Lets try to deal with this using terminate instead: I need to handle the
termination of the library thread and the fact that that library has become
unuseable by bringing the app as a whole to a civilised halt in an app (not
lib) dependent way. It is not clear to me what state "my" threads will be in
at the time terminate() is called as a consequence of an unhandled exception
in another thread - if I can assume that no stacks have been unwound except
(possibly) the thread that threw, I guess I can recover in a terminate
handler - though its going to be hard because I (assume) the handler is
running in the context of a thread I didn't create. I'm going to have to
somehow synchronise with and transfer control to thread(s) I do control. I'm
going to have to do a join() so that my terminate handler won't return. Does
this sound like a good thing? Is relying on these undefined behaviours a
good thing (or are they somehow defined)? Have you proposed a better way?

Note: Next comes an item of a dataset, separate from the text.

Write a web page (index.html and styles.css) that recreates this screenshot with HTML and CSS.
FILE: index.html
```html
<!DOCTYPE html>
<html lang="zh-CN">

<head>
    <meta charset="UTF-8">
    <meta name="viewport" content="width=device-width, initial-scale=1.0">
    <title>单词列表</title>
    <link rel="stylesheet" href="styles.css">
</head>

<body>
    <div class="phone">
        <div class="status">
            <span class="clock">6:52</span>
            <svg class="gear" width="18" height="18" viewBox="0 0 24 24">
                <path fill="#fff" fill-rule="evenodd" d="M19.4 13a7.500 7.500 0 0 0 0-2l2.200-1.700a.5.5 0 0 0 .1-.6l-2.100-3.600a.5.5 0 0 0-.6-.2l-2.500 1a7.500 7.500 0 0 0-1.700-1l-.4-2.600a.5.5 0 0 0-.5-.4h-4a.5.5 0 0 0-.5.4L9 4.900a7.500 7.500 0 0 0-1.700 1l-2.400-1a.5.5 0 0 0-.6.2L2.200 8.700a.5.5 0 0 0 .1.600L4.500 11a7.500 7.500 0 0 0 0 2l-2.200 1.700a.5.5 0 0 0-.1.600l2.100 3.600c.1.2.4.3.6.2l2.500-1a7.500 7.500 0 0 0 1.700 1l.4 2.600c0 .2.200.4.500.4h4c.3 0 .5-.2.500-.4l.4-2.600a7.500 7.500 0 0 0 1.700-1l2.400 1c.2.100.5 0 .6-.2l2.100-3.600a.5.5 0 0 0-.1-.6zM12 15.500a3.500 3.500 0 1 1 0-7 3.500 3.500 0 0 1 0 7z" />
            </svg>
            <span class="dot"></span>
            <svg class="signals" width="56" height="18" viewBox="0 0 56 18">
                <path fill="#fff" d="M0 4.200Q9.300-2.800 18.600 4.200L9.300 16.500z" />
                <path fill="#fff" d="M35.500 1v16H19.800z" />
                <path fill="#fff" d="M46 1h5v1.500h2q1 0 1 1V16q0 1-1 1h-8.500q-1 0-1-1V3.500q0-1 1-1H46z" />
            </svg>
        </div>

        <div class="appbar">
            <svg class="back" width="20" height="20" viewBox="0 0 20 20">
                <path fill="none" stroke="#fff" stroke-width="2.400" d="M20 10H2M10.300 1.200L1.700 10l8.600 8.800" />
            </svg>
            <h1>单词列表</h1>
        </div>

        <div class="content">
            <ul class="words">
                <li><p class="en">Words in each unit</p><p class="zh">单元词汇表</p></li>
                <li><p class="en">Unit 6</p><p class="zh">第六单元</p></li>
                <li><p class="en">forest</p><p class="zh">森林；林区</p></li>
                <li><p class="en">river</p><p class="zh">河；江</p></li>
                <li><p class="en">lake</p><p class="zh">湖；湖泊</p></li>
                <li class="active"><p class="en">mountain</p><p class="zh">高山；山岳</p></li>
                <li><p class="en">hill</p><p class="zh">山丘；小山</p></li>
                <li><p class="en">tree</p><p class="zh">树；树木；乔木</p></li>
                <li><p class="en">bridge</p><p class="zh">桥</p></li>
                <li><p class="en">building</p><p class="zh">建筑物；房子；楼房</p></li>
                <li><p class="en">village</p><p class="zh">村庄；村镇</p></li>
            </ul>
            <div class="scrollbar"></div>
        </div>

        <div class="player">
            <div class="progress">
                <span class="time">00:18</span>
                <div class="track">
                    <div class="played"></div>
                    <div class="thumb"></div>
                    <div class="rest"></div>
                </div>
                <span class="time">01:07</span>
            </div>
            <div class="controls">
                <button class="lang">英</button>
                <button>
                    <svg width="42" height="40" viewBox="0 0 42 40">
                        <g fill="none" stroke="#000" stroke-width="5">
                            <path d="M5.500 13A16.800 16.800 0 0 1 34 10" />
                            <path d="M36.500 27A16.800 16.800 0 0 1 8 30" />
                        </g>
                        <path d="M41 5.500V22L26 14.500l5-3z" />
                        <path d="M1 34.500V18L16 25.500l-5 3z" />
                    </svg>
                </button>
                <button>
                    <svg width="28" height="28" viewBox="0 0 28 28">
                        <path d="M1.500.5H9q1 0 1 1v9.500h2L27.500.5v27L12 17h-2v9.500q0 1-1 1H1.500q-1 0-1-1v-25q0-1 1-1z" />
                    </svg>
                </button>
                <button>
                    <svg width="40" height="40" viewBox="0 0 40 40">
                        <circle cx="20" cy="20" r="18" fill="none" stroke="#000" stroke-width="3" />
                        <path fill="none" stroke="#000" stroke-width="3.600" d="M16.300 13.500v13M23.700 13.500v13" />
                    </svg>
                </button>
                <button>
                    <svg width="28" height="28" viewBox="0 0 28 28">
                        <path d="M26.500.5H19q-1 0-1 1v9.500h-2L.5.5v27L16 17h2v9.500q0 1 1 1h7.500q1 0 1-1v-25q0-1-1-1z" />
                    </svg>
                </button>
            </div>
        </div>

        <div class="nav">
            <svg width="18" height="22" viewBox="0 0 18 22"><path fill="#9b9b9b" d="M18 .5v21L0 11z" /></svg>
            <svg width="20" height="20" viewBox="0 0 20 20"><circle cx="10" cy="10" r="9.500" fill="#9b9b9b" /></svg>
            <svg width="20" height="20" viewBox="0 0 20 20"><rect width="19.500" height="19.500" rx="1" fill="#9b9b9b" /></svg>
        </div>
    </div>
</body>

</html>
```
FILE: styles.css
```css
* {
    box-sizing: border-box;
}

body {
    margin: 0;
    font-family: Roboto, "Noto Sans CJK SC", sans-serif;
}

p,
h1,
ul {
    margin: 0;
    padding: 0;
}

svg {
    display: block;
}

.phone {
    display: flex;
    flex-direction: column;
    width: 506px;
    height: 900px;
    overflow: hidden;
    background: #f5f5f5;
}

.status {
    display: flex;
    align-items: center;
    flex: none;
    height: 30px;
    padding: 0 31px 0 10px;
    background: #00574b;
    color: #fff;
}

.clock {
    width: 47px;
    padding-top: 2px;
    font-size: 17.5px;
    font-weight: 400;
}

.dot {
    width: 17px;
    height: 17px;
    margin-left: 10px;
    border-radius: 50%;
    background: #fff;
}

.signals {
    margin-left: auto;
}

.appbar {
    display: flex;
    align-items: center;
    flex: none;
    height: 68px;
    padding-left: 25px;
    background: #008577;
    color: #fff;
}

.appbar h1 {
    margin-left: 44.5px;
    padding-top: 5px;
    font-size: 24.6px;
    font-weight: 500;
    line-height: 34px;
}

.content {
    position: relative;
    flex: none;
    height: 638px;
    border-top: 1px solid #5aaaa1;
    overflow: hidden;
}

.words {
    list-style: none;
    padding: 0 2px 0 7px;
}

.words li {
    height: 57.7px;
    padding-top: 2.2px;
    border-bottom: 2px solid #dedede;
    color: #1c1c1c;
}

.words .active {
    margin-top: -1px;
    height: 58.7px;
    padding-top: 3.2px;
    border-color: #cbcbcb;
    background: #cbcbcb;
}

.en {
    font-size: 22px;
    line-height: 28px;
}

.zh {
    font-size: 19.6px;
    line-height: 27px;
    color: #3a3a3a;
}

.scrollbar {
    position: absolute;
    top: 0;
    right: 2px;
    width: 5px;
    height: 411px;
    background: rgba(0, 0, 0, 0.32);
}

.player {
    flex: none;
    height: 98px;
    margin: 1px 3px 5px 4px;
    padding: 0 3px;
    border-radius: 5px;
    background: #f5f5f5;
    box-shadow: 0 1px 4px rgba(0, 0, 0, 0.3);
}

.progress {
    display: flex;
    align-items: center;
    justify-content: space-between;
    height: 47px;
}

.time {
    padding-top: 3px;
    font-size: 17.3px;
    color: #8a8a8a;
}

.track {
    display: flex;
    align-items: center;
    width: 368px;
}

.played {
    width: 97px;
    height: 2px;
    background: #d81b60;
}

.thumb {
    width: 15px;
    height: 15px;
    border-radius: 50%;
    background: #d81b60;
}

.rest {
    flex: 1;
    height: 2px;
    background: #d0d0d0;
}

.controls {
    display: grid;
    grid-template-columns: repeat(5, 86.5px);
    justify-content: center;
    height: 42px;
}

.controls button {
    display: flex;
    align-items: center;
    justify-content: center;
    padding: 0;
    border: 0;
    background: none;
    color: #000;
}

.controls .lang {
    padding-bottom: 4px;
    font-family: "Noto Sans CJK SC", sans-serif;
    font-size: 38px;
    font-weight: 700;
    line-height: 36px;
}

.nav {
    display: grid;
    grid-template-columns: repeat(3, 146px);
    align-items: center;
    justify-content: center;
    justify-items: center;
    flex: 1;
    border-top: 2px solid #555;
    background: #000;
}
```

By the way, through all this I've been talking about "returning" the
exception. I don't know that I really need that to magically work - I'd
settle for some sort of result (another exception would make the most sense)
from the synchronisation point that indicated that thread termination was
the cause of the problem.

> -----Original Message-----
> From: William Kempf [mailto:williamkempf_at_[hidden]]
>
> Sometimes you have to die, unfortunately. Sometimes there's
> simply no way
> to actually recover from an exception. Granted this usually
> occurs because
> code outside of your control failed to deal with the exception
> appropriately, but this is the case with or without threads,
> and I believe
> that forced terminate() is more likely to get programmers to put the
> appropriate exception handling code in the place where it's
> most likely they
> can deal with it correctly.
>
snip...
>
> The lib that creates the thread is the only one that's likely
> to have any
> chance of correctly handling an exception on that thread.
> You are even less
> likely to be able to do anything useful with a passed
> exceptions several
> levels of libraries later.
>
snip...
>
> Yes, rereading it I see that I did lose you. The library
> that starts the
> thread is likely the only library prepared to deal with an
> exception thrown
> out of that thread. Everyone else is likely left with having
> to terminate()
> any way.
>
snip...
>
> Yes. Typical thread usage depends on the thread to be
> running between the
> calls to create it and join it. Exception thrown in between in this
> scenario are likely to result in deadlock or other erroneous
> behavior.
> Either a universal mechanism for determining this needs to be
> applied (and
> polling won't work as it causes race conditions), or case
> specific coding is
> required. I can't envision a universal mechanism for this
> scenario, and
> that's why I'm advocating terminate(), to force the user to write the
> specific exception handling code to deal with this (or not,
> if they feel
> terminate() is appropriate, which often is).
>
snip

>
> An async call is a call in which you invoke the call, which returns
> immediately, and you receive the response from the call at a
> later point
> through some polling mechanism. This might be a little more
> liberal than
> some definitions since it allows for things such as the Win32
> message queue
> to be viewed as a mechanism for performing asynchronous calls, while
> technically since everything occurs within a single thread
> it's not truly
> asynchronous. But even if you remove that I can still think
> of 3 truly
> asynchronous calling conventions.
>
> 1) Within a single process, across thread boundaries.
> 2) Across process boundaries.
> 3) Across machines or other hardware boundaries.
>

Is this a contest? If thre is some point to this I've missed it?

snip

>
> Actually, sometimes you have to deal with the mechanism as
> well. There are
> implementation differences between the various mechanisms
> that are likely to
> make a single universal solution impossible. But at least
> with the function
> object wrappers you can achieve a universal interface for the
> various forms
> of async calls. (Or there may well be a universal solution
> to this that I'm
> not yet seeing.)

I didn't mean a universal implementation - only a universal interface - so
we agree there.

>
> >I still find it perverse that the "safe thing to do" if a
> poorly written
> >thread throws an exception is to crash the other threads
> (for the lack of a
> >better term for the state of the system when terminate() is called).
>
> This is the behavior of at least one thread today. Also, but
> reading the
> rules for the underlying thread APIs (or lack there of in
> this case) it's
> very possible, even probable, that there are implementations
> today that
> behave the way I've suggested (i.e. they terminate() on
> uncaught exceptions
> as well). So, even if I agreed, I can't gaurantee you that
> there won't be
> some thread in your application that will cause your application to
> terminate() in any event.

Well I guess we had better catch all exceptions then - maybe in a lib
threading lib... Oops - haven't we been here before?

>
> >However, it seems this is beyond the power of your lib to
> deal with, so
> >I'll
> >let you off :-)
>
> Well, I believe it is, but I'm still open to be proven wrong.

The more I think about it the more I can live with odd behaviour of main.
The can't be said for the odd behaviour of terminate() as I understand it.